Tamworth talent Max woos new generation of country fans

Max Jackson finds herself among her childhood idols as a double nominee for Golden Guitar Awards. (Bianca De Marchi/AAP PHOTOS)

Max Jackson felt like the odd one out when she moved from the country to the coast as a child.

"None of my friends liked country music, or they thought it was the daggiest thing in the world," the singer-songwriter recalled.

"I was a complete outsider."

But Jackson knew she could always find her place in the world among the heaving crowds at the Tamworth Country Music Festival every summer.

"The whole town turns into the festival - it was a buzzing hub of everything I loved."

Australian country stars such as Lee Kernaghan, Gina Jeffreys and Troy Cassar-Daley were among the few musicians to tour Jackson's rural hometown of Coonamble, in northwest NSW.

Their songs formed the soundtrack to her early life, and kept her company when her family moved to Newcastle before she went to high school.

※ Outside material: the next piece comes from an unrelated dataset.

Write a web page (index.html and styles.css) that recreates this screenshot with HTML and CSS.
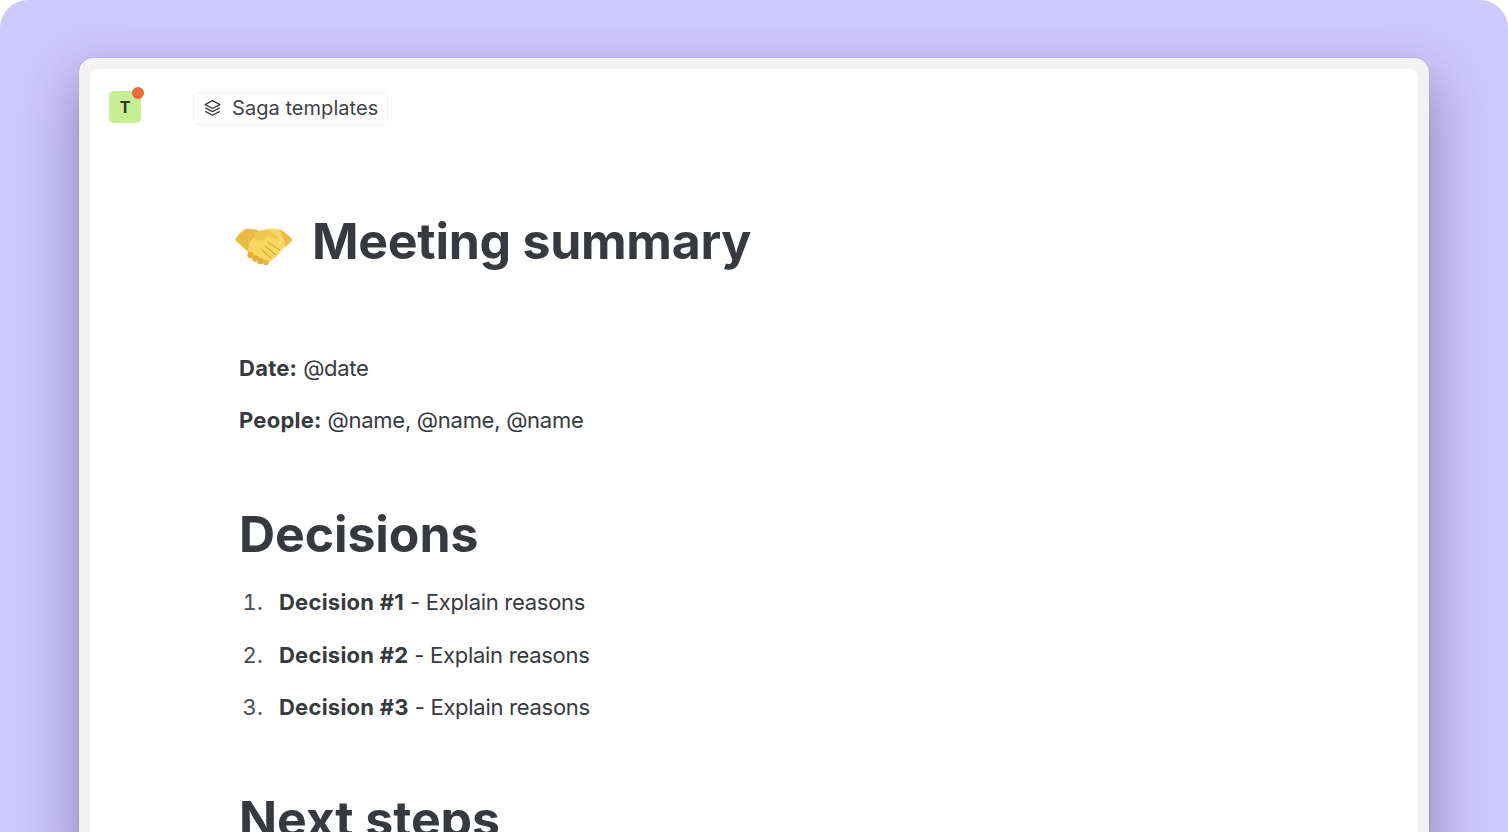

Decades later and her name is ranked among those legends, as a double Golden Guitar Award nominee for Female Artist of the Year and New Talent of the Year.

She is also an ambassador for the festival she so loved as a girl, spending sweltering days meeting fans, signing autographs and performing sold-out shows.

Jackson said it is sometimes surreal to be surrounded by her childhood idols, let alone count them as her mentors and friends.

"It's been so awesome to learn that the people I looked up to for such a long time are the great people I thought they were," she said.

"Every now and again I think, 'I was in the front row of your concert years ago'."

Max Jackson at the Tamworth Country Music Festival.
Max Jackson sings to a new generation of country fans, posting pop and rock covers on social media. (Bianca De Marchi/AAP PHOTOS)

Jackson, who won the festival's Star Maker quest for emerging talent in 2022, recently signed her first record deal with ABC Music, releasing the single Little More Country.

The track is a homage to bush living, in all its small town, big sky and dirty boots glory.

It began as a brainstorming session with songwriters Gavin Carfoot and Nolan Wynne about the values of a country person.

"We started with a list: it's kindness, life is smaller, people are generous," Jackson said.

"We wrote the song in an hour - and that never happens - because it just rolled off the tongue."

The song has taken on new meaning on social media, as Jackson posts covers of tracks like Lady Gaga's Poker Face, AC/DC's Highway to Hell, and Eminem's Lose Yourself with a "little more country" twist.

It shows not only the versatility of the genre, but a new generation of country music fans, Jackson said.

"It's been a really surprising and exciting ride with the song.

"That song, every time I sing it, I really connect with it.

"I'm singing with every piece of my heart."